There are many interactions and cards that some tend to be stronger that others. Like Mega Knight, a seven card tank that destroys things on landing. It has a lot of hp and can jump on enemies further that can receive support to melt the few proper counters it has with an evolution that knocks back enemies which remove its main counter, mini-tanks. There’s also Freeze, a spell that can completely stop anything in the zone for four seconds, which is more than enough to completely melt a tower if the thing used to counter the push is frozen. Tornado is also a spell that makes activating king towers free. It pulls troops to the center that makes a core mechanic that can disable entire decks easily. Not all cards are made equally and some are just infuriating to fight. Ruining any complex strategy by being brain dead and working. 

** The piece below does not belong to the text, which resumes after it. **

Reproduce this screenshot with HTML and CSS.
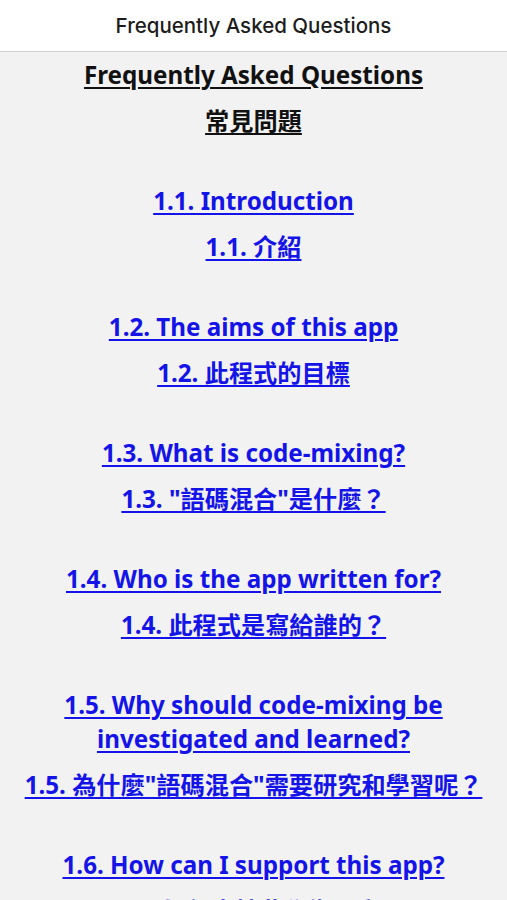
FILE: index.html
```html
<!DOCTYPE html>
<html lang="en">
<head>
<meta charset="UTF-8">
<meta name="viewport" content="width=device-width, initial-scale=1.0">
<link rel="stylesheet" href="styles.css">
<title>Frequently Asked Questions</title>
</head>
<body>
<header class="topbar">Frequently Asked Questions</header>
<main class="content">
    <p class="heading">Frequently Asked Questions</p>
    <p class="heading">常見問題</p>

    <div class="group">
        <p><a href="#">1.1. Introduction</a></p>
        <p><a href="#">1.1. 介紹</a></p>
    </div>
    <div class="group">
        <p><a href="#">1.2. The aims of this app</a></p>
        <p><a href="#">1.2. 此程式的目標</a></p>
    </div>
    <div class="group">
        <p><a href="#">1.3. What is code-mixing?</a></p>
        <p><a href="#">1.3. "語碼混合"是什麼？</a></p>
    </div>
    <div class="group">
        <p><a href="#">1.4. Who is the app written for?</a></p>
        <p><a href="#">1.4. 此程式是寫給誰的？</a></p>
    </div>
    <div class="group">
        <p><a href="#">1.5. Why should code-mixing be investigated and learned?</a></p>
        <p><a href="#">1.5. 為什麼"語碼混合"需要研究和學習呢？</a></p>
    </div>
    <div class="group">
        <p><a href="#">1.6. How can I support this app?</a></p>
        <p><a href="#">1.6. 如何支持此學術研究?</a></p>
    </div>
</main>
</body>
</html>
```

FILE: styles.css
```css
body {
    margin: 0;
    background: #f2f2f2;
    font-family: "Noto Sans", "Noto Sans CJK TC", sans-serif;
}

.topbar {
    height: 51px;
    background: #ffffff;
    border-bottom: 1px solid #cfcfcf;
    display: flex;
    justify-content: center;
    align-items: center;
    font-family: Inter, Roboto, sans-serif;
    font-size: 20.5px;
    font-weight: 500;
    color: #1c1c1c;
}

.content {
    padding: 6px 16px 40px;
    text-align: center;
    font-size: 24.2px;
    font-weight: bold;
    line-height: 34px;
}

.content p {
    margin: 0 0 12px;
}

.heading {
    color: #111111;
    text-decoration: underline;
    text-decoration-thickness: 2px;
    text-underline-offset: 3px;
}

.group {
    margin-top: 46px;
}

.group a {
    color: #1414e8;
    text-decoration-thickness: 2px;
    text-underline-offset: 3px;
}
```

I don’t recommend this game to anyone in its current state. There is a chance that you would not even be able to play the game. If you asked me last year I would have, I got a friend into this and we’ve been playing near daily. Yet with recent updates, progression is neutered to the point where a new player couldn’t get far without months of waiting. There aren’t many games like this and at one point it was a really good game. Now there’s no buzz around this game. It will have millions of players it dies sure, but no ones excited when something comes up about this game even in the community. There’s not much good faith left after the community has gotten burned again and again, the ever present theme of not being able to play with the new toys at the highest level without forking over more cash than the average Nintendo Switch game. This was a 9/10 game for me, 10/10 in terms of gameplay in 2017. Now it’s a mere 4/10. Other games may be more problematic, have more genuine issues or just not flat out be fun in any space. No single game’s life cycle will make me as sad as Clash Royale’s however.